Set into the walls of the gallery are obsolete telephone bells and other rusty doodads. For me these are, among other things, metaphors for the very obsolescence of masculinity. If we remove vanity from the list of sins against our maleness, we can gain an understanding, perhaps not of where we are going, but of what we are leaving behind.
OBJECT STUDIES/COURTESY THE ARTIST AND JOE SHEFTEL GALLERY
Lee Maida’s solo show at Joe Sheftel contains five doctored enlargements of a photo, taken by Brassai, of Henri Matisse drawing a nude model. Maida has daubed and scribbled over the image with paint and charcoal; in a sense she has layered abstraction over a portrait of a figurative artist who, in his own time, flirted with the still nascent form of non-objective art. She has also attached a pair of handmade ceramic eyeballs to each piece that cover the eyes of the model, Wilma Javor. These make Javor stare in different directions, depending on how they are attached, and they make her look completely crazy. It’s as if Matisse is sketching a model who is turning into a Picasso. The combination of paper and ceramic is counterintuitive, and with the colors, brushstrokes and scribbles it was all really satisfying. I have to admit that for a moment I thought the man in the photograph was Freud. I have pretty terrible facial recognition skills, but I also have a good sense of narrative. A vision of Freud analyzing a studio miracle in which the face and body of Javor are being violently transformed by the tortured bromance of two modernist icons flashed into my mind like a glitter bomb.
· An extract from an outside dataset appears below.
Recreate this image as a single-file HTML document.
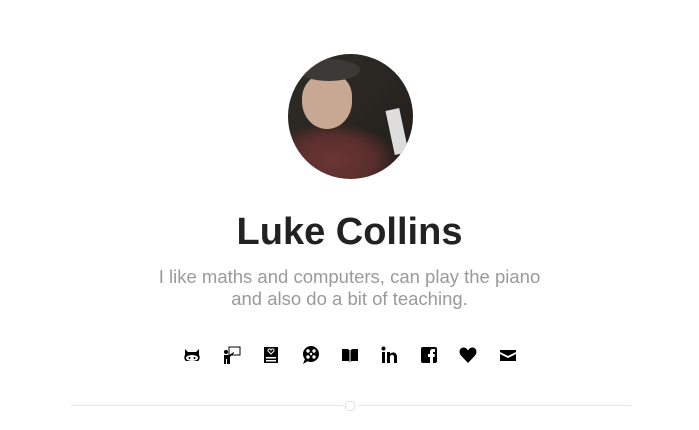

Even writer and artist Victor Burgin never let his critique of the male gaze spoil modernism for him. In the end, critique leads to good advice if it’s on the right track. The advice here is, don’t lose your objectivity and mild contempt as you watch a heterosexual ritual drag itself over the scorched earth of gender relations again and again. But also, the product of such relations can still be Manet’s Olympia, so let’s not get crazy. Think of weddings. Weddings are stupid and ridiculous but that doesn’t mean you can’t be happy for your friends who feel the need to participate in this cultural burlesque. It’s just a temporary form of insanity that you hope your friends will look back on without an excess of sentimentality. Also, antiquated absurdities are perfectly good starting points for art as long as there is some acknowledgement that one knows what one is engaged with. In other words, Maida recognizes the absurdity of the image but isn’t using it to condemn. She is engaging in a generative form of cynicism.
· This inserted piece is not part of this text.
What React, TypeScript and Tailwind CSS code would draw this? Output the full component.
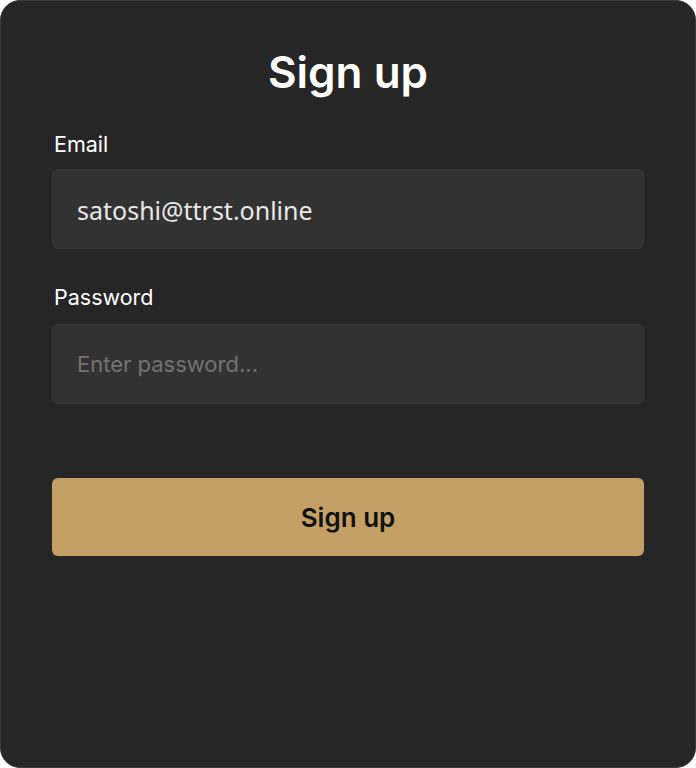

While looking at these pieces, and realizing that Freud was actually Matisse, the distorted figure of Javor began to remind me of the character of Ilana from the TV comedy “Broad City.” In the script in my head that is based on these pieces, Ilana gets a job as an artist’s model. The old man artist has put her in a preposterous pose, one that’s impossible to hold. She can’t stay still and the awkwardness of the situation is showing on her face. She isn’t rebelling; she is trying to do a good job. But she is comically failing. She is the embodiment of the absurdity of any ritualized performance between a man and a woman.
Satire does not always age well. But this is where the formal trappings of a work of satire help it to travel more confidently into time. Preston Sturgis films get old with incredible grace, but to say that ten percent of SNL is still funny is to be generous. These pieces will continue to be fun to look at in the future when a single-sex population scratches its collective head and wonders what that gender nonsense was all about.
These works have an un-American balance of intelligence and instinct. It’s difficult to discuss instinct without using words like “sincerity,” “honesty,” and “subjectivity.” Good art is never sincere or honest and it never admits to being subjective. It is curious that Maida chose an image of a moment in time when there was an extraordinary balance between concept and signature. Did Americans, with our need to create binary rivalries, create the Protestant divide in art between mind and hand? Did we create the lack of compatibility between what used to be called “painting” and what used to be called “conceptual art” so we would have (I’m being optimistic here) something to fight about? I think that what is most pleasing about Maida’s pieces is that they sit so confidently between the two.
Lee Maida, “Lit End” runs through May 24, 2015 at Joe Sheftel Gallery; “Bill Hayden” ran from April 11 to May 10, 2015 at Real Fine Arts.